Выбрать главу

Вошла санитарка, заскрипела стульями. Сухоруков перехватил ее взгляд — в нем был ужас. «Убийцы в белых халатах», — механически подумал он и съежился под тяжестью этих слов.

Вспомнил первую встречу с Зайцем, в поликлинике, на консилиуме.

— Выпиваете?

— Само собой, доктор. Теперь кто не пьет? Телеграфные столбы, у них чашечки…

— Я эту байку еще двадцать лет назад слышал. Помногу?

— Чего?

— Помногу, говорю, выпиваете?

— Да оно как сказать. Триста примешь — вроде как чего-то не хватает, никакого эффекту. Ну, а полкило вроде в самый раз. Так что на половинке обычно и закругляюсь.

— И часто закругляетесь?

— А это можно прикинуть. Значит, Новый год, День Советской Армии, 8 марта, 1 мая, День Победы, Октябрьские, День Конституции — эт уж как закон. Свои именины, жёнкины, двух дочек, двух внуков, само собой зятьев — извольте бриться. Опять же аванс, получка, премия, прогрессивка, отпускные. Ну и по мелочам: кран кому заменишь, бачок починишь, вентиль поправишь — угощение.

— Все ясно. Каждый день.

— Ну, не то чтоб каждый, однако…

Сухоруков курил сигарету за сигаретой, складывая окурки на подоконник, и у него пощипывал обожженный дымом язык. Мутная тошнота подкатывала к горлу, и он загонял ее вглубь, тяжело сглатывая слюну. Хотелось пить, но санитарка унесла графин с водой, а в конференц-зале умывальника не было — с удовольствием напился бы из-под крана. Почему в зале не сделали умывальник, ведь тут на клинических конференциях тоже смотрят больных, всем гамбузом, особенно когда встречается интересный случай с трудноустанавливаемым диагнозом. Правильнее всего было бы, конечно, подняться на третий этаж, к себе. Там есть вода и диван. Можно замкнуться и лечь. Нет, сначала напиться. Но он знал, что не сдвинется с места, пока не додумает все до конца. Потом он еще сто раз будет к этому возвращаться — неважно. Важно все додумать сейчас.
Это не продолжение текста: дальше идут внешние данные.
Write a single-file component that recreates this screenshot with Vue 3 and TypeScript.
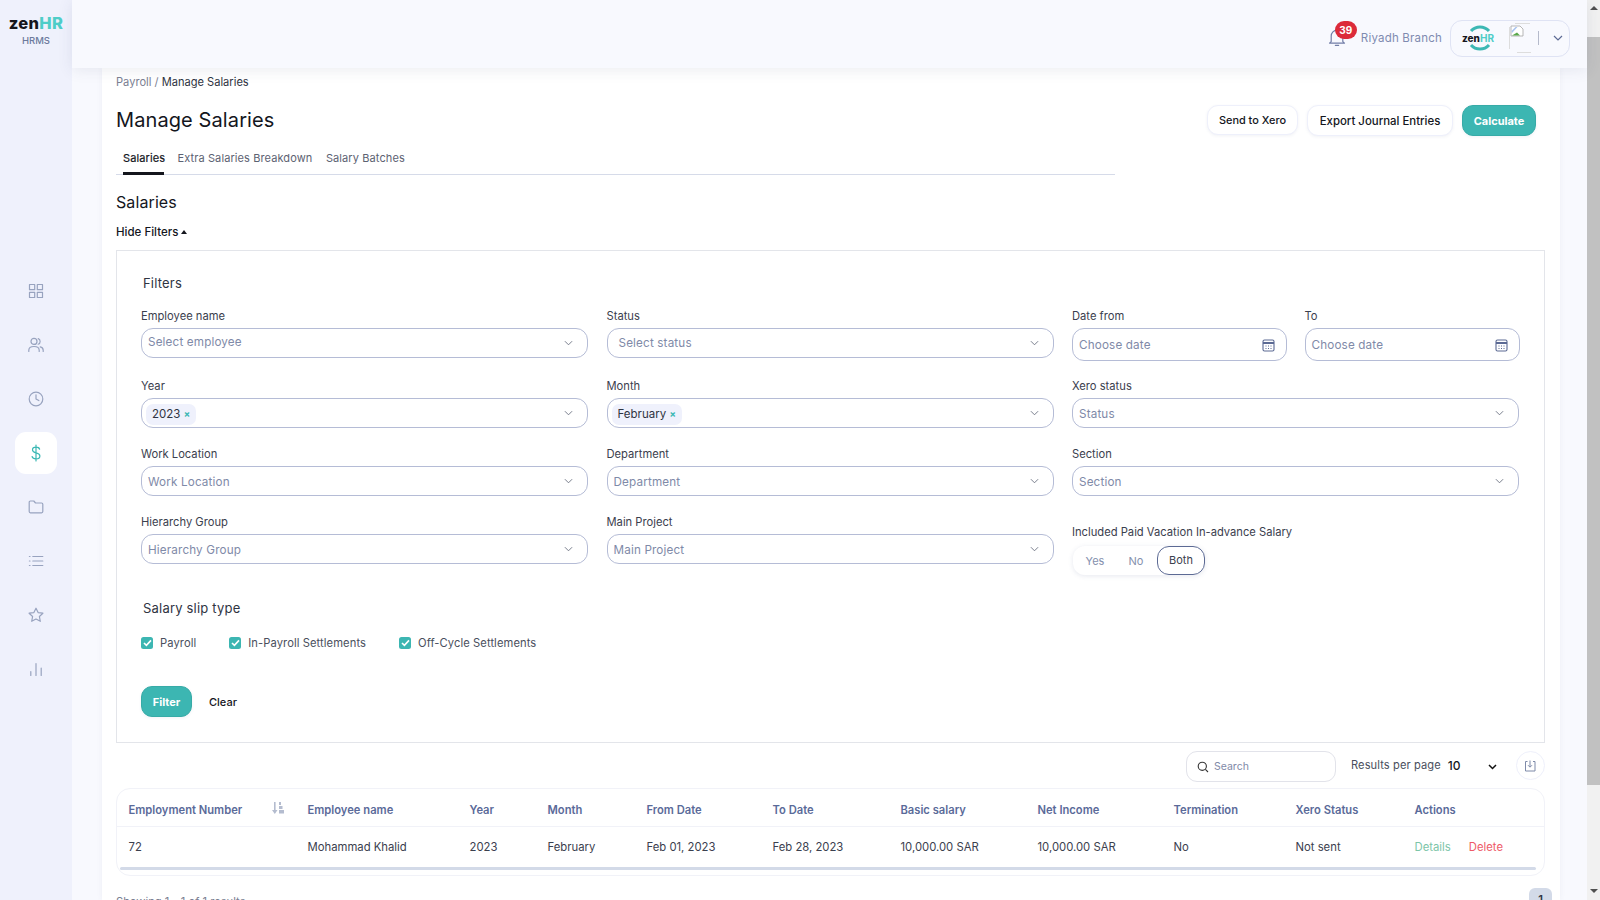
<script setup lang="ts">
const navItems = ['grid', 'users', 'clock', 'dollar', 'folder', 'list', 'star', 'bars']
const columns = ['Employment Number', 'Employee name', 'Year', 'Month', 'From Date', 'To Date', 'Basic salary', 'Net Income', 'Termination', 'Xero Status', 'Actions']
const cells = ['72', 'Mohammad Khalid', '2023', 'February', 'Feb 01, 2023', 'Feb 28, 2023', '10,000.00 SAR', '10,000.00 SAR', 'No', 'Not sent']
const slips = ['Payroll', 'In-Payroll Settlements', 'Off-Cycle Settlements']
</script>

<template>
  <div class="app">
    <aside class="sidebar">
      <div class="logo">
        <div class="logo-word">zen<span>HR</span></div>
        <div class="logo-sub">HRMS</div>
      </div>
      <nav class="nav">
        <div v-for="item in navItems" :key="item" class="nav-item" :class="{ active: item === 'dollar' }">
          <svg width="18" height="18" viewBox="0 0 18 18" fill="none" stroke="currentColor" stroke-width="1.2" stroke-linecap="round" stroke-linejoin="round">
            <template v-if="item === 'grid'">
              <rect x="2.5" y="2.5" width="5.2" height="5.2" /><rect x="10.3" y="2.5" width="5.2" height="5.2" /><rect x="2.5" y="10.3" width="5.2" height="5.2" /><rect x="10.3" y="10.3" width="5.2" height="5.2" />
            </template>
            <template v-else-if="item === 'users'">
              <circle cx="7" cy="5.4" r="3" /><path d="M1.8 15.5v-1.2c0-2.4 2-3.8 5.2-3.8s5.2 1.4 5.2 3.8v1.2" /><path d="M11.2 2.6a3 3 0 0 1 0 5.6M13.2 10.8c1.9.4 3 1.6 3 3.4v1.3" />
            </template>
            <template v-else-if="item === 'clock'">
              <circle cx="9" cy="9" r="6.8" /><path d="M9 4.8V9l2.8 1.6" />
            </template>
            <template v-else-if="item === 'dollar'">
              <path d="M12.6 5.2c-.4-1.3-1.8-2-3.6-2-2 0-3.5 1-3.5 2.7 0 3.9 7.4 2 7.4 6 0 1.8-1.6 2.9-3.9 2.9-2 0-3.5-.8-3.9-2.3M9 1v16" />
            </template>
            <template v-else-if="item === 'folder'">
              <path d="M2.2 4.2c0-.7.5-1.2 1.2-1.2h3.4l1.7 2h6.1c.7 0 1.2.5 1.2 1.2v7.4c0 .7-.5 1.2-1.2 1.2H3.4c-.7 0-1.2-.5-1.2-1.2z" />
            </template>
            <template v-else-if="item === 'list'">
              <path d="M5.8 4.5h10M5.8 9h10M5.8 13.5h10M2.4 4.5h.6M2.4 9h.6M2.4 13.5h.6" />
            </template>
            <template v-else-if="item === 'star'">
              <path d="M9 2.2l2.1 4.4 4.8.6-3.5 3.3.9 4.8L9 13l-4.3 2.3.9-4.8-3.5-3.3 4.8-.6z" />
            </template>
            <template v-else>
              <path d="M3.8 15.5v-4M9 15.5V3.5M14.2 15.5V8" />
            </template>
          </svg>
        </div>
      </nav>
    </aside>

    <div class="main">
      <header class="topbar">
        <div class="bell-wrap">
          <svg class="bell" width="18" height="20" viewBox="0 0 18 20" fill="none" stroke="#737fa8" stroke-width="1.2" stroke-linecap="round" stroke-linejoin="round">
            <path d="M3.2 14.6V9a5.8 5.8 0 0 1 11.6 0v5.6l1.7 1.5h-15zM7.4 18.4h3.2" />
          </svg>
          <span class="badge">39</span>
        </div>
        <span class="branch">Riyadh Branch</span>
        <div class="account">
          <div class="mini-logo">
            <svg class="mini-ring" width="28" height="28" viewBox="0 0 28 28" fill="none" stroke="#3cb8b4" stroke-width="3">
              <path d="M5 7a12 12 0 0 1 18 0M23 21a12 12 0 0 1-18 0" />
            </svg>
            <span class="mini-word">zen<span>HR</span></span>
          </div>
          <svg class="broken" width="26" height="30" viewBox="0 0 26 30" fill="none">
            <path d="M.5 4v22M6 .5h15M8 29.5h14" stroke="#dddddd" />
            <path d="M2 3h9l3 3v7H2z" fill="#fff" stroke="#a5a5a5" stroke-width=".8" />
            <path d="M2.5 8l4-4h2L3 10z" fill="#aac4f0" />
            <path d="M3 12.5l5-3 3 3z" fill="#58a84b" />
          </svg>
          <span class="divider"></span>
          <svg class="chev" width="10" height="6" viewBox="0 0 10 6" fill="none" stroke="#5c6a94" stroke-width="1.2"><path d="M1 1l4 4 4-4" /></svg>
        </div>
      </header>

      <div class="content">
        <section class="card">
          <div class="crumbs"><span class="crumb-root">Payroll / </span>Manage Salaries</div>
          <div class="title-row">
            <h1>Manage Salaries</h1>
            <div class="actions">
              <button class="btn small">Send to Xero</button>
              <button class="btn export-btn">Export Journal Entries</button>
              <button class="btn primary">Calculate</button>
            </div>
          </div>
          <div class="tabs">
            <span class="tab on">Salaries</span>
            <span class="tab">Extra Salaries Breakdown</span>
            <span class="tab">Salary Batches</span>
          </div>
          <h2>Salaries</h2>
          <div class="hide">Hide Filters <i class="caret"></i></div>

          <div class="filters">
            <h3 class="filters-title">Filters</h3>
            <div class="form">
              <div class="field"><label>Employee name</label><div class="select"><span class="ph lift">Select employee</span><svg class="dn" viewBox="0 0 10 6"><path d="M1 1l4 4 4-4" /></svg></div></div>
              <div class="field"><label>Status</label><div class="select"><span class="ph wide">Select status</span><svg class="dn" viewBox="0 0 10 6"><path d="M1 1l4 4 4-4" /></svg></div></div>
              <div class="dates">
                <div class="field"><label>Date from</label><div class="select date"><span class="ph">Choose date</span><svg width="13" height="14" viewBox="0 0 13 14" fill="none" stroke="#5c6a94" stroke-width="1.1"><rect x="1" y="2" width="11" height="11" rx="1.5" /><path d="M1 5h11" stroke-width="2" /><path d="M3.5 8h1M6 8h1M8.5 8h1M3.5 10.5h1M6 10.5h1M8.5 10.5h1" /></svg></div></div>
                <div class="field"><label>To</label><div class="select date"><span class="ph">Choose date</span><svg width="13" height="14" viewBox="0 0 13 14" fill="none" stroke="#5c6a94" stroke-width="1.1"><rect x="1" y="2" width="11" height="11" rx="1.5" /><path d="M1 5h11" stroke-width="2" /><path d="M3.5 8h1M6 8h1M8.5 8h1M3.5 10.5h1M6 10.5h1M8.5 10.5h1" /></svg></div></div>
              </div>

              <div class="field"><label>Year</label><div class="select"><span class="chip">2023 <b>×</b></span><svg class="dn" viewBox="0 0 10 6"><path d="M1 1l4 4 4-4" /></svg></div></div>
              <div class="field"><label>Month</label><div class="select"><span class="chip">February <b>×</b></span><svg class="dn" viewBox="0 0 10 6"><path d="M1 1l4 4 4-4" /></svg></div></div>
              <div class="field"><label>Xero status</label><div class="select"><span class="ph">Status</span><svg class="dn" viewBox="0 0 10 6"><path d="M1 1l4 4 4-4" /></svg></div></div>

              <div class="field"><label>Work Location</label><div class="select"><span class="ph">Work Location</span><svg class="dn" viewBox="0 0 10 6"><path d="M1 1l4 4 4-4" /></svg></div></div>
              <div class="field"><label>Department</label><div class="select"><span class="ph">Department</span><svg class="dn" viewBox="0 0 10 6"><path d="M1 1l4 4 4-4" /></svg></div></div>
              <div class="field"><label>Section</label><div class="select"><span class="ph">Section</span><svg class="dn" viewBox="0 0 10 6"><path d="M1 1l4 4 4-4" /></svg></div></div>

              <div class="field"><label>Hierarchy Group</label><div class="select"><span class="ph">Hierarchy Group</span><svg class="dn" viewBox="0 0 10 6"><path d="M1 1l4 4 4-4" /></svg></div></div>
              <div class="field"><label>Main Project</label><div class="select"><span class="ph">Main Project</span><svg class="dn" viewBox="0 0 10 6"><path d="M1 1l4 4 4-4" /></svg></div></div>
              <div class="field vacation">
                <label>Included Paid Vacation In-advance Salary</label>
                <div class="toggle"><span>Yes</span><span>No</span><span class="sel">Both</span></div>
              </div>
            </div>

            <h3 class="slip-title">Salary slip type</h3>
            <div class="slips">
              <div v-for="s in slips" :key="s" class="slip">
                <span class="cb"><svg width="9" height="8" viewBox="0 0 9 8" fill="none" stroke="#fff" stroke-width="1.6"><path d="M1 4l2.4 2.4L8 1.4" /></svg></span>
                {{ s }}
              </div>
            </div>
            <div class="filter-actions">
              <button class="btn primary filter">Filter</button>
              <span class="clear">Clear</span>
            </div>
          </div>

          <div class="toolbar">
            <div class="search">
              <svg width="12" height="12" viewBox="0 0 12 12" fill="none" stroke="#333" stroke-width="1.1"><circle cx="5.3" cy="5.3" r="4.1" /><path d="M8.4 8.4L11 11" /></svg>
              <span>Search</span>
            </div>
            <div class="per">Results per page</div>
            <div class="per-value">10</div>
            <svg class="per-chev" width="9" height="6" viewBox="0 0 9 6" fill="none" stroke="#111" stroke-width="1.5"><path d="M1 1l3.5 3.5L8 1" /></svg>
            <div class="export">
              <svg width="12" height="12" viewBox="0 0 12 12" fill="none" stroke="#7e8aa9" stroke-width="1"><path d="M3.5 1.500h-2v9.500h9.500V1.500h-2M6 .5v6.500M4 5.200L6 7.200 8 5.200" /></svg>
            </div>
          </div>

          <div class="table">
            <div class="row head">
              <div v-for="c in columns" :key="c" class="cell">
                {{ c }}
                <svg v-if="c === 'Employment Number'" class="sort" width="12" height="12" viewBox="0 0 12 12" fill="#b4bccf"><path d="M2 0h1.600v8H5.500L2.800 12 0 8h2zM7 0h2v3H7zM7 4h3.500v3H7zM7 8h5v3.500H7z" /></svg>
              </div>
            </div>
            <div class="row body">
              <div v-for="(c, i) in cells" :key="i" class="cell">{{ c }}</div>
              <div class="cell acts"><span class="details">Details</span><span class="delete">Delete</span></div>
            </div>
            <div class="hbar"></div>
          </div>

          <div class="foot">
            <span class="showing">Showing 1 - 1 of 1 results</span>
            <span class="page">1</span>
          </div>
        </section>
      </div>
    </div>

    <div class="scrollbar">
      <i class="arrow up"></i>
      <div class="thumb"></div>
      <i class="arrow down"></i>
    </div>
  </div>
</template>

<style>
html, body { margin: 0; overflow: hidden; }
</style>

<style scoped>
* { box-sizing: border-box; }
.app { display: flex; width: 1600px; height: 900px; overflow: hidden; font-family: Inter, "Noto Sans", sans-serif; background: #f8f9fe; color: #2f3442; font-size: 12px; }
.sidebar { width: 72px; flex: none; background: #eff1fc; display: flex; flex-direction: column; align-items: center; }
.logo { height: 270px; padding-top: 13px; text-align: center; }
.logo-word { font-size: 16.5px; font-weight: 800; line-height: 20px; color: #16161c; letter-spacing: .3px; }
.logo-word span { color: #4fcdc8; }
.logo-sub { font-size: 9.5px; line-height: 14px; margin-top: 1px; color: #6c7a9c; font-weight: 500; }
.nav { display: flex; flex-direction: column; gap: 12px; }
.nav-item { width: 42px; height: 42px; border-radius: 11px; display: flex; align-items: center; justify-content: center; color: #98a3bf; }
.nav-item.active { background: #fff; color: #3cb8b4; }

.main { flex: 1; min-width: 0; display: flex; flex-direction: column; }
.topbar { height: 68px; flex: none; background: #f8f9fe; box-shadow: 0 2px 14px rgba(60, 70, 110, .1); display: flex; align-items: center; justify-content: flex-end; padding-right: 17px; position: relative; z-index: 2; }
.bell-wrap { position: relative; width: 18px; height: 20px; margin-right: 15px; margin-top: 6px; }
.bell { display: block; }
.badge { position: absolute; left: 7px; top: -6px; width: 22px; height: 18px; border-radius: 9px; background: #dc2b3a; color: #fff; font-size: 10px; font-weight: 700; line-height: 18px; text-align: center; }
.branch { font-size: 11.5px; color: #7f8bb0; margin-right: 8px; margin-top: 8px; letter-spacing: .2px; }
.account { width: 120px; height: 37px; border: 1px solid #dfe3f4; border-radius: 12px; display: flex; align-items: center; margin-top: 8px; position: relative; }
.mini-logo { width: 32px; height: 28px; margin-left: 11px; position: relative; display: flex; align-items: center; justify-content: center; }
.mini-ring { position: absolute; left: 4px; top: 0; }
.mini-word { position: relative; font-size: 10px; font-weight: 800; color: #16161c; }
.mini-word span { color: #4fcdc8; font-weight: 700; }
.broken { margin-left: 15px; }
.divider { width: 1px; height: 14px; background: #b5bacb; margin-left: 3px; }
.chev { margin-left: 14px; }

.content { flex: 1; min-height: 0; padding: 0 27px 0 30px; }
.card { background: #fff; height: 832px; padding: 0 15px 0 14px; box-shadow: 0 0 6px rgba(60, 70, 110, .06); overflow: hidden; }
.crumbs { padding-top: 7px; height: 21px; line-height: 14px; color: #2f3442; font-size: 11.1px; }
.crumb-root { color: #7b8092; }
.title-row { display: flex; justify-content: space-between; align-items: flex-start; height: 60px; padding-right: 9px; padding-top: 16px; }
h1 { margin: 3px 0 0; font-size: 20px; line-height: 24px; font-weight: 400; color: #14161d; letter-spacing: .1px; }
.actions { display: flex; gap: 9px; align-items: flex-start; }
.btn { height: 31px; font-family: inherit; font-size: 11.4px; font-weight: 500; color: #14161d; background: #fff; border: 1px solid #eef0fb; border-radius: 11px; padding: 0; box-shadow: 0 1px 3px rgba(80, 90, 140, .08); }
.btn.small { font-size: 10.9px; height: 30px; width: 91px; }
.export-btn { width: 146px; }
.btn.primary { background: #3cb6b2; color: #fff; border-color: #37aba7; font-weight: 700; font-size: 11px; width: 74px; }
.tabs { width: 999px; height: 26px; display: flex; gap: 13.5px; padding-left: 7px; border-bottom: 1px solid #d6dbe9; }
.tab { height: 26px; line-height: 18px; font-size: 11px; color: #5c6272; letter-spacing: .1px; }
.tab.on { color: #14161d; border-bottom: 3px solid #14161d; width: 41px; -webkit-text-stroke: .2px #14161d; }
h2 { margin: 16.5px 0 0; font-size: 16px; line-height: 20px; font-weight: 400; color: #14161d; letter-spacing: .1px; }
.hide { margin-top: 13.5px; height: 14px; line-height: 14px; font-size: 11.5px; font-weight: 500; color: #14161d; display: flex; align-items: center; gap: 3px; }
.caret { width: 0; height: 0; border: 3.5px solid transparent; border-top: 0; border-bottom: 4px solid #14161d; }
.filters { margin-top: 11px; height: 493px; border: 1px solid #e3e5ea; padding: 23px 24px 0 24px; }
h3 { margin: 0; font-weight: 400; color: #2f3442; }
.filters-title { font-size: 13px; line-height: 18px; margin-left: 2px; letter-spacing: .2px; }
.form { margin-top: 17px; display: grid; grid-template-columns: 447px 447px 447px; column-gap: 18.5px; grid-template-rows: 70px 68px 68px 64px; }
.field { display: flex; flex-direction: column; min-width: 0; }
label { height: 14px; line-height: 14px; font-size: 11.2px; color: #3b404e; margin-bottom: 5px; }
.select { height: 30px; border: 1px solid #b5bcd6; border-radius: 12px; display: flex; align-items: center; justify-content: space-between; padding: 0 14px 0 6px; }
.ph { color: #7f8aa8; font-size: 11.7px; letter-spacing: .15px; margin-top: 2px; }
.ph.lift { margin-top: -3px; }
.ph.wide { margin-left: 5px; margin-top: 0; }
.dn { flex: none; width: 9px; height: 6px; fill: none; stroke: #6a7180; stroke-width: 1; }
.chip { height: 21px; line-height: 21px; background: #eff1fc; border-radius: 7px; padding: 0 6px; color: #2f3442; font-size: 11.5px; margin-left: -2px; margin-top: 3px; }
.chip b { color: #3cb8b4; font-size: 9.5px; font-weight: 700; }
.dates { display: grid; grid-template-columns: 215px 215px; column-gap: 17.5px; }
.select.date { height: 33px; padding-right: 11px; }
.select.date .ph { margin-top: 1px; }
.vacation { padding-top: 10px; }
.toggle { width: 132px; height: 29px; margin-top: 2px; margin-left: 1px; border-radius: 12px; display: flex; align-items: center; box-shadow: 0 1px 5px rgba(80, 90, 140, .14); font-size: 11px; color: #8490ad; }
.toggle span { text-align: center; }
.toggle span:nth-child(1) { width: 44px; }
.toggle span:nth-child(2) { width: 38px; }
.toggle .sel { width: 48px; height: 29px; line-height: 27px; border: 1px solid #5c6a94; border-radius: 12px; color: #3b404e; margin-left: 2px; }
.slip-title { font-size: 13px; line-height: 18px; margin: 20px 0 0 2px; letter-spacing: .2px; }
.slips { display: flex; margin-top: 18px; height: 16px; align-items: center; }
.slip { display: flex; align-items: center; font-size: 11.2px; color: #4a4f5d; letter-spacing: .08px; margin-right: 33px; }
.cb { width: 12px; height: 12px; border-radius: 2.5px; background: #3cb6b2; display: flex; align-items: center; justify-content: center; margin-right: 7px; }
.filter-actions { margin-top: 35px; display: flex; align-items: center; }
.btn.primary.filter { width: 51px; height: 31px; font-size: 11px; }
.clear { margin-left: 17px; font-size: 11px; font-weight: 500; color: #14161d; }
.toolbar { height: 45px; display: flex; align-items: flex-start; padding-top: 8px; }
.search { flex: none; margin-left: 1070px; width: 150px; height: 31px; border: 1px solid #e2e3ea; border-radius: 11px; display: flex; align-items: center; padding-left: 10px; gap: 5px; font-size: 10.5px; color: #7f8aa8; }
.per { flex: none; margin-left: 15px; margin-top: 7px; font-size: 11.1px; color: #4a4f5d; letter-spacing: .1px; white-space: nowrap; }
.per-value { flex: none; width: 14px; margin-left: 7px; margin-top: 7px; font-size: 12px; font-weight: 500; color: #14161d; }
.per-chev { flex: none; margin-left: 26px; margin-top: 13px; }
.export { flex: none; margin-left: 19px; width: 29px; height: 29px; border: 1px solid #eef0fb; border-radius: 50%; display: flex; align-items: center; justify-content: center; }
.table { width: 1429px; height: 88px; border: 1px solid #f1f2f8; border-radius: 14px; }
.row { display: grid; grid-template-columns: 179px 162px 78px 99px 126px 128px 137px 136px 122px 119px 1fr; padding-left: 11.5px; align-items: center; }
.head { height: 38px; padding-top: 4px; border-bottom: 1px solid #f1f2f8; color: #5a6a99; font-weight: 600; font-size: 11.2px; }
.body { height: 38px; padding-top: 1px; font-size: 11.3px; color: #3b404e; }
.cell { position: relative; white-space: nowrap; }
.sort { position: absolute; left: 143px; top: -1px; }
.acts { display: flex; gap: 18px; }
.details { color: #7cc5a8; }
.delete { color: #ee5a67; }
.hbar { margin: 2px 0 0 3px; width: 1416px; height: 3px; background: #d3dae8; border-radius: 2px; }
.foot { position: relative; margin-top: 16px; color: #7b8092; font-size: 11.2px; height: 24px; }
.showing { display: block; padding-top: 3px; }
.page { position: absolute; left: 1413px; top: -4px; width: 23px; height: 24px; background: #d3dae8; border-radius: 6px; text-align: center; line-height: 24px; font-weight: 600; color: #2f3442; }

.scrollbar { width: 13px; flex: none; background: #f1f1f1; display: flex; flex-direction: column; align-items: center; }
.thumb { width: 100%; height: 748px; background: #c1c1c1; margin-top: 27px; }
.arrow { width: 0; height: 0; border: 4px solid transparent; }
.arrow.up { border-top: 0; border-bottom: 4px solid #505050; margin-top: 6px; }
.arrow.down { border-bottom: 0; border-top: 4px solid #505050; margin-top: 104px; }
</style>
Яков прав: если у Зайца развилась лучевая болезнь, значит, это феномен радиочувствительности. Норма препарата отработана, проверена и перепроверена: внутрибрюшинно два милликюри на килограмм веса, с учетом состояния больного и тяжести перенесенной операции. Все было учтено, буквально все.

Если бы я рисковал, подумал он. Если бы там была хоть одна стомиллионная риска… Но я ничем не рисковал, в том-то и дело, я даже не думал о риске. Все, что угодно, но лучевая болезнь не приснилась бы мне даже в самом кошмарном сне. Его погубили перитонит и пневмония. Мельников ошибся. Мельников не мог не ошибиться. Но ведь препараты еще смотрел Чемодуров! Два опытнейших патоморфолога. Короче говоря, мне конец. Перитонит или лучевая — какая разница. Человек умер, а препарат предназначался для лабораторных испытаний. Для лабораторных — не для клиники. Одного этого с избытком хватит, чтобы лишить меня звания врача, всех моих титулов и отдать под суд. Формально я не имел права вводить этот препарат больному. Даже чтобы подарить ему лишний год жизни. Не имел права? Но почему? Что важнее — равнодушный формализм или стремление любой ценой помочь больному человеку?

«Не лукавь, — сказал он сам себе. — Ты нарушил закон, государственный, врачебный, человеческий. Твой опыт, твоя уверенность, твое стремление любой ценой… ничего не стоят. Победителей не судят, но в том-то и фокус, что тебя следовало судить, даже если бы ты победил. В назидание другим, кто потерпел бы поражение, потому что плата за такое поражение одна — человеческая жизнь. Не твоя — чужая. И ты не властен распоряжаться ею по своему усмотрению. Тем более что поражение потерпел ты».